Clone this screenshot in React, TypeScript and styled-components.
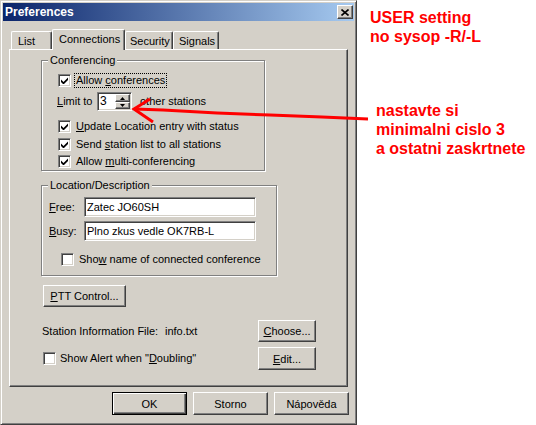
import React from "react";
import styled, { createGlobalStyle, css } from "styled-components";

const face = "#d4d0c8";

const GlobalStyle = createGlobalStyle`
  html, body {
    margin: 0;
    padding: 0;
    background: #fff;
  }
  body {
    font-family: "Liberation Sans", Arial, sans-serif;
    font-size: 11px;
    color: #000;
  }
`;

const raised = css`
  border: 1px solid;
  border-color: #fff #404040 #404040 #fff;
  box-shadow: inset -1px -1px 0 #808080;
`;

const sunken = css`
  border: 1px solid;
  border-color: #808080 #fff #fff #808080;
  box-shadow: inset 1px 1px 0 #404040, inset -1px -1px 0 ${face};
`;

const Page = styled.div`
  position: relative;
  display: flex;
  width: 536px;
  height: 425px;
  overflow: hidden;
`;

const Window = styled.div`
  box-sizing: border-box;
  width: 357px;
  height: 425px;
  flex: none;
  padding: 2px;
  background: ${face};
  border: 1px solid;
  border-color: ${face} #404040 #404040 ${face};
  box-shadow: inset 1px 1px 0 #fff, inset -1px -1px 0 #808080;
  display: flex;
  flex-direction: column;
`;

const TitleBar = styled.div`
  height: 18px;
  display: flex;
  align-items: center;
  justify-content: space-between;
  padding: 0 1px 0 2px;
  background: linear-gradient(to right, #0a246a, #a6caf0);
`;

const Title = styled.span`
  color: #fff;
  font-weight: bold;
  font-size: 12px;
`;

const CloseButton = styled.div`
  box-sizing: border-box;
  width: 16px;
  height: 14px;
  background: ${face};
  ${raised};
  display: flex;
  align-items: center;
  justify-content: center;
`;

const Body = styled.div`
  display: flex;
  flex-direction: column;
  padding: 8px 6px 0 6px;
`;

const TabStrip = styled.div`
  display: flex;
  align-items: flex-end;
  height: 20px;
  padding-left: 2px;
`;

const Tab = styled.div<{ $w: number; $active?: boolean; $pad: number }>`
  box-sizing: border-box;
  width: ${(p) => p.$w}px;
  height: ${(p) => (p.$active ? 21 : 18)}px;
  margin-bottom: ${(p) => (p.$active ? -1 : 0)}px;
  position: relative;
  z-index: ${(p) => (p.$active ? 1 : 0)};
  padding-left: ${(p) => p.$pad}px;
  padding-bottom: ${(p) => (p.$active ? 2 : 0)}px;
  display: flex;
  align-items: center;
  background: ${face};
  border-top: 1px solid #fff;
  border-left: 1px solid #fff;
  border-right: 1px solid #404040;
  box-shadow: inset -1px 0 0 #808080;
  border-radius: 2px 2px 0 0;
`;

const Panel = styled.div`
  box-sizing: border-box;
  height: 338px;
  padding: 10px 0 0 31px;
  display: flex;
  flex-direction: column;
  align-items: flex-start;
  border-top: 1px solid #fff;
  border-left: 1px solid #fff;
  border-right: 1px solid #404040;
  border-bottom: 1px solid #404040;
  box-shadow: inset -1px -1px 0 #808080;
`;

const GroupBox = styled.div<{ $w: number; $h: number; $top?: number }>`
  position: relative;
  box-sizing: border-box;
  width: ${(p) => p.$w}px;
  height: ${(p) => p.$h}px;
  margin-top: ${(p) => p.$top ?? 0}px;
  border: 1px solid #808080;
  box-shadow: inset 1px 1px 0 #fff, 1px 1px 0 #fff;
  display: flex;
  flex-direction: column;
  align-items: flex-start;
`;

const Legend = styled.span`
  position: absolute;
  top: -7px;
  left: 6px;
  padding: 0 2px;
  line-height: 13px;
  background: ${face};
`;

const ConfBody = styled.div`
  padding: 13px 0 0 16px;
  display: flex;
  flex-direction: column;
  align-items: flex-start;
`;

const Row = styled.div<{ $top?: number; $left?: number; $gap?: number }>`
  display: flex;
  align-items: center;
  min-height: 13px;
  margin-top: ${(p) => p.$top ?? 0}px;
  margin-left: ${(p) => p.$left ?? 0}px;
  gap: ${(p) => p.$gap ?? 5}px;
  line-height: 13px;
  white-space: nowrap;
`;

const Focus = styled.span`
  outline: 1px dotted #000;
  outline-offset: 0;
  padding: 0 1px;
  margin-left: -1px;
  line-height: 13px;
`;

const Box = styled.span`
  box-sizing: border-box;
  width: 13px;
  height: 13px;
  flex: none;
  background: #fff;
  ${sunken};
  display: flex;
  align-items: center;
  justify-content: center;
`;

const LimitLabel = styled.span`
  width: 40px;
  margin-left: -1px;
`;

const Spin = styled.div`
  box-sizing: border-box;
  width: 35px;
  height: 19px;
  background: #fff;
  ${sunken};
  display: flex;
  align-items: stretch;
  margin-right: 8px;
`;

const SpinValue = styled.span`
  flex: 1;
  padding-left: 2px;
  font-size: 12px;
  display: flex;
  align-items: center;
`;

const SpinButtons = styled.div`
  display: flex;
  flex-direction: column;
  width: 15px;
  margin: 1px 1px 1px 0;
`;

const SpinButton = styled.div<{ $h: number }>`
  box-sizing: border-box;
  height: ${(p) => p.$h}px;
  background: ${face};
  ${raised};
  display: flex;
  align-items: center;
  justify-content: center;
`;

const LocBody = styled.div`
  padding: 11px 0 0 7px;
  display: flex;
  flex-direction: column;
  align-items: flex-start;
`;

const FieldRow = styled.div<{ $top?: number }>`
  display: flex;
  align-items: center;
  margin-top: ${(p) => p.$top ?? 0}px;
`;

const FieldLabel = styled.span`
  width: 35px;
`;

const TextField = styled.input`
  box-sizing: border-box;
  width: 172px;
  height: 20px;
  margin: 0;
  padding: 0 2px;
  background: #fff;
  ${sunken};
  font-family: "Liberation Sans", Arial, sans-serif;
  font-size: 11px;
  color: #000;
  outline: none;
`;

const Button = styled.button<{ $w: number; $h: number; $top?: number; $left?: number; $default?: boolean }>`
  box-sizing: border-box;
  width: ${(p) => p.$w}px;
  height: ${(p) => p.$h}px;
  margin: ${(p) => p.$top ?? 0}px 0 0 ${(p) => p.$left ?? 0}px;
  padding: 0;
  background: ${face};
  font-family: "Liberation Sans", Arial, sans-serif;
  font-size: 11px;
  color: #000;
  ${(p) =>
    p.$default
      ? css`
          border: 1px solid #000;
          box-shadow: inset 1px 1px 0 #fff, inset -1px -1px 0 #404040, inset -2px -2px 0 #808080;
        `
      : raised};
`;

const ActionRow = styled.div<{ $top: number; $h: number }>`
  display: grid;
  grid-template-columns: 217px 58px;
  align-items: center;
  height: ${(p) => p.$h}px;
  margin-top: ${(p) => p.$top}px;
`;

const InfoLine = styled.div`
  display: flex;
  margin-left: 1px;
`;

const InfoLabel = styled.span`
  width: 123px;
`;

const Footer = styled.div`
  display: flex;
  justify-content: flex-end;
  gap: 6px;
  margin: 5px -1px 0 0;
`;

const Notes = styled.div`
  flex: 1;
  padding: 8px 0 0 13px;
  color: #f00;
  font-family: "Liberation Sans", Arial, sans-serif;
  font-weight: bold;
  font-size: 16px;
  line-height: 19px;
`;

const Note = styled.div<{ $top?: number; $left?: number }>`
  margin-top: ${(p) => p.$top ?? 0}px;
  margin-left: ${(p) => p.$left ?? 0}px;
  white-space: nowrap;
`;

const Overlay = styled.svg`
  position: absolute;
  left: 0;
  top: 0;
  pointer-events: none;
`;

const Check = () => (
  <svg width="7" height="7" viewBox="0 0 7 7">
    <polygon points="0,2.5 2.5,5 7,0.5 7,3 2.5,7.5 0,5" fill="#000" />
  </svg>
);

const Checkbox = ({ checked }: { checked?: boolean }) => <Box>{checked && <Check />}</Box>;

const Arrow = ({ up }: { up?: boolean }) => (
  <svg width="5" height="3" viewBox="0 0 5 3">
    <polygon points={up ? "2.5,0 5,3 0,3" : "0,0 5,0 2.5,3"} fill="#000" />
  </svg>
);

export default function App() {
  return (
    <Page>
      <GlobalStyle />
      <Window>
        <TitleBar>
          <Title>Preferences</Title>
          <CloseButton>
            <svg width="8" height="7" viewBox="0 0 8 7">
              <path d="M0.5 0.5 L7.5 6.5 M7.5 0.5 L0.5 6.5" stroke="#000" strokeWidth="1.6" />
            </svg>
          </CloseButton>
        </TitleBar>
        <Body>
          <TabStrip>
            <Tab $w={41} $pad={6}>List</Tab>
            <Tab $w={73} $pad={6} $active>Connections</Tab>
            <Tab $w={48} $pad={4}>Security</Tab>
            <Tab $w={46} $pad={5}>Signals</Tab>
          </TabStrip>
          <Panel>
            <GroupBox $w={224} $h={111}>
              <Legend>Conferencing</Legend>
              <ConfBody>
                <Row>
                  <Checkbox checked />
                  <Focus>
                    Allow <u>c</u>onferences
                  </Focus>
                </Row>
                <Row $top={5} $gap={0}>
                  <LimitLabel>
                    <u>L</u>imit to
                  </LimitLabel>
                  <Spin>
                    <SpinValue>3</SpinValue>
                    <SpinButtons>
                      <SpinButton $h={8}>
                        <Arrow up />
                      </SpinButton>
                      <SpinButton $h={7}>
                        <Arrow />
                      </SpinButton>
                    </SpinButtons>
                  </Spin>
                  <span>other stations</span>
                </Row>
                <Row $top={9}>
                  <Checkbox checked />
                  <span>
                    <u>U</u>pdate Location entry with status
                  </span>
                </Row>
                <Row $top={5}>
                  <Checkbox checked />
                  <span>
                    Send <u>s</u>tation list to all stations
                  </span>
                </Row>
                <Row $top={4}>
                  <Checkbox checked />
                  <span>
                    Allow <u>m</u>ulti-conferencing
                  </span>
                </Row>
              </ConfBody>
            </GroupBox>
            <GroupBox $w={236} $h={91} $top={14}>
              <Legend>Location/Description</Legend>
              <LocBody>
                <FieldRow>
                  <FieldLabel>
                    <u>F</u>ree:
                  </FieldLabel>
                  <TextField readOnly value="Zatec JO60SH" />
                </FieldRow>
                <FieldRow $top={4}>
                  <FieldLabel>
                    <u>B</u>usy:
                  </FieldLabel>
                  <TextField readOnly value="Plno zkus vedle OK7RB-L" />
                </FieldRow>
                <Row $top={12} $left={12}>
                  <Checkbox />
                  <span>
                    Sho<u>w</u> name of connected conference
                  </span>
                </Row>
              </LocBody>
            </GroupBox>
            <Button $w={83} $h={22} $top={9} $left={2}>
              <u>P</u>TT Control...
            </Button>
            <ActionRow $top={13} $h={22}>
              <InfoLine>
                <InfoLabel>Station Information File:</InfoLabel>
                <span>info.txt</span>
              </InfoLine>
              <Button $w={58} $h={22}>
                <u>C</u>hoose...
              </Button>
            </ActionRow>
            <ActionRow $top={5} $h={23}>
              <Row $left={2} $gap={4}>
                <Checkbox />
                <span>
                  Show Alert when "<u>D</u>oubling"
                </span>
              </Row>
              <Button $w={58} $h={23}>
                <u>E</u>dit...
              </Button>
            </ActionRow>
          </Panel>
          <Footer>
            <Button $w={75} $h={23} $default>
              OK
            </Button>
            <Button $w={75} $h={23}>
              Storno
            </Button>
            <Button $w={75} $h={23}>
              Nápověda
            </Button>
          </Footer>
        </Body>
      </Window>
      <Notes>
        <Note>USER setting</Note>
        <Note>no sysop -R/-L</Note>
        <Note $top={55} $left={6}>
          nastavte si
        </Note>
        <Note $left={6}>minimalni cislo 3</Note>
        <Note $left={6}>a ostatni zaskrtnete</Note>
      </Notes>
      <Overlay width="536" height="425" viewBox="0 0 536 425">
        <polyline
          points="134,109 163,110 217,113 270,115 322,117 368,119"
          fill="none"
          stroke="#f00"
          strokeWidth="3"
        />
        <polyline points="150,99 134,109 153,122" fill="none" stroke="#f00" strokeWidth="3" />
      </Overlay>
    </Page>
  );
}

--- Exercise prompt ---
Which lines hold the word "components"? Show each one.

--- Written solution ---
Clone this screenshot in React, TypeScript and styled-components.
import styled, { createGlobalStyle, css } from "styled-components";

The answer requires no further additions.